Ya sabéis, amigos, cómo me gustan los buenos temas, los que quedan reducidos a un enunciado breve y que parecen dar poco de sí, pero que luego, cuando te ocupas de ellos y te pones a desarrollarlos, te brindan hallazgos insospechados en forma de pensamientos o de percepción de uno mismo, de los demás, del entorno… Y el lujo es uno de ellos.
Cuando decimos lujo, fácilmente se nos va la imaginación a una corte de reyes antiguos aposentados sobre palacios colmados de parabienes, mucho oro, ornamento delicado, gentes a su servicio dispuestas a cumplir con las labores del día a día… Ostentación, yates, millones, cuentas en Suiza, apartamentos en Manhattan, una casita con playa privada en una isla propia… ¿Son lujos? Sí, claro. Existe la expresión lujo asiático, en referencia a esas cortes que citaba.
Pero habrá que convenir, a poco realistas que nos pongamos, que tales cotas se hallan fuera del alcance de la mayoría de personas. Sólo unos cuantos, los de arriba del todo, cuentan con tal posibilidad.
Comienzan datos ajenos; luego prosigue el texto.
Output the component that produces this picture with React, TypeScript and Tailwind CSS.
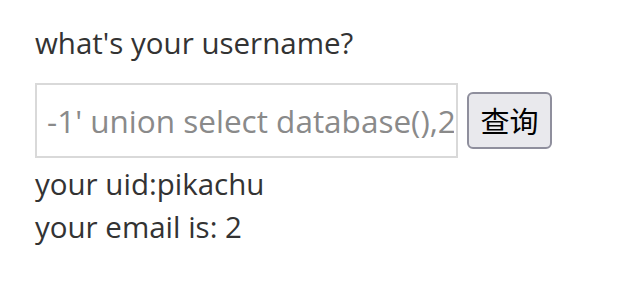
import React from "react";

export default function App() {
  return (
    <div
      className="w-[641px] h-[296px] bg-white pl-[35px] pt-[23px] text-[#333333]"
      style={{ fontFamily: '"Open Sans", "Noto Sans CJK SC", sans-serif' }}
    >
      <p className="text-[29.5px] leading-[40px]">what's your username?</p>
      <div className="mt-[20px] flex items-center gap-[9px]">
        <input
          readOnly
          value="-1' union select database(),2#"
          className="w-[423px] h-[75px] border-2 border-[#d9d9d9] pl-[10px] pr-[2px] text-[31.5px] text-[#8a8a8a] outline-none bg-white"
          style={{ fontFamily: '"Open Sans", sans-serif' }}
        />
        <button
          className="w-[85px] h-[57px] rounded-[6px] border-2 border-[#8f8f9d] bg-[#e9e9ed] text-[29px] text-black"
          style={{ fontFamily: '"Noto Sans CJK SC", sans-serif' }}
        >
          查询
        </button>
      </div>
      <p className="text-[29.5px] leading-[43px] mt-[4px]">your uid:pikachu</p>
      <p className="text-[29.5px] leading-[43px]">your email is: 2</p>
    </div>
  );
}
Recuerdo que Ronaldo Nazario se compró una isla, allá por los noventa, y que preguntado al respecto su socarrón entrenador, Bobby Robson, contestó: «Yo hoy me compré esta corbata». Aquí estamos más en la línea de Robson que en la de Ronaldo; por posibles, quiero decir.
Pero que no podamos adquirir artículos carísimos o llevar vidas regaladas propias de príncipes romanos no significa, en ningún modo, que el lujo no se encuentre cercano y accesible. Yo mismo me considero una persona lujosa, que disfruta mucho de ciertos aspectos que, para mí, resultan impagables y que los sitúan en el terreno de la opulencia. El otro día alguien hablaba de esto en Twitter, no recuerdo quién, ofreciendo un listado además. Uno de los lujos más preciados por mí es la tranquilidad. Que te dejen en paz. Que no te molesten. Que si rompen tu silencio sea para aportar algo y llenarlo con buen contenido, y no para enfangarte con lo que acaban de ver en la tele.
Un lujo es el despertar tranquilo, la mañana paciente y que te permite incorporarte lento al día –desde antes del amanecer, pongamos, hasta las nueve y algo– qué satisfacción es la de disfrutar de esas primeras horas en casa, entre cafés, lecturas, escrituras y saludos. No siempre se puede.
Otro lujo es el de haber acabado. Lo que sea. La íntima paz que te deja el haber finalizado una tarea, sea gustosa o no, y sentir que has quedado liberado de tal ocupación.
Un lujo es, a cambio de trabajar a diario y a deshoras y cuando los demás descansan, poder contar con unas horas para ir al parque con Yoda, sentarme y leer. Él sabe en qué bancos nos solemos parar, y cuando llega a ellos me mira interrogante. ¿Aquí será?, preguntan sus ojos.
Un lujo es no necesitar los lujos de los que hablaba al principio. Un lujo es pasear entre tiendas y no sentir deseo alguno de entrar en ellas para comprar nada. Un lujo es el silencio, sobre el que Fuensanta Niñirola me invita a reflexionar, cosa que caerá en breve. Un lujo es que te quieran, que te den un beso, que te abracen y no sientas la prevención de mirar por dónde te va a entrar la faca traicionera del falso amigo. Un lujo es la biblioteca, con tantas voces preparadas para proporcionarme su encanto y su sabiduría. Un lujo es oler el papel del libro, cuanto más antiguo, mejor, más lleno de matices. Un lujo es ver tentar a un torero en el campo, en la intimidad, lejos de las multitudes de las plazas. Un lujo es pasear por el campo escuchando su sinfonía de zumbidos, trinos y vientos. Un lujo es tener la cabeza y el corazón dispuestos, en todo momento, para la escritura. Un lujo es no envidiar la isla de Ronaldo. Ni la corbata de Robson. Yo ya tengo mi piel, mi cuerpo, otro lujazo al que el tiempo va firmando con arrugas, canas e imprecisiones. Un lujo es la memoria. Un lujo es cada despertar.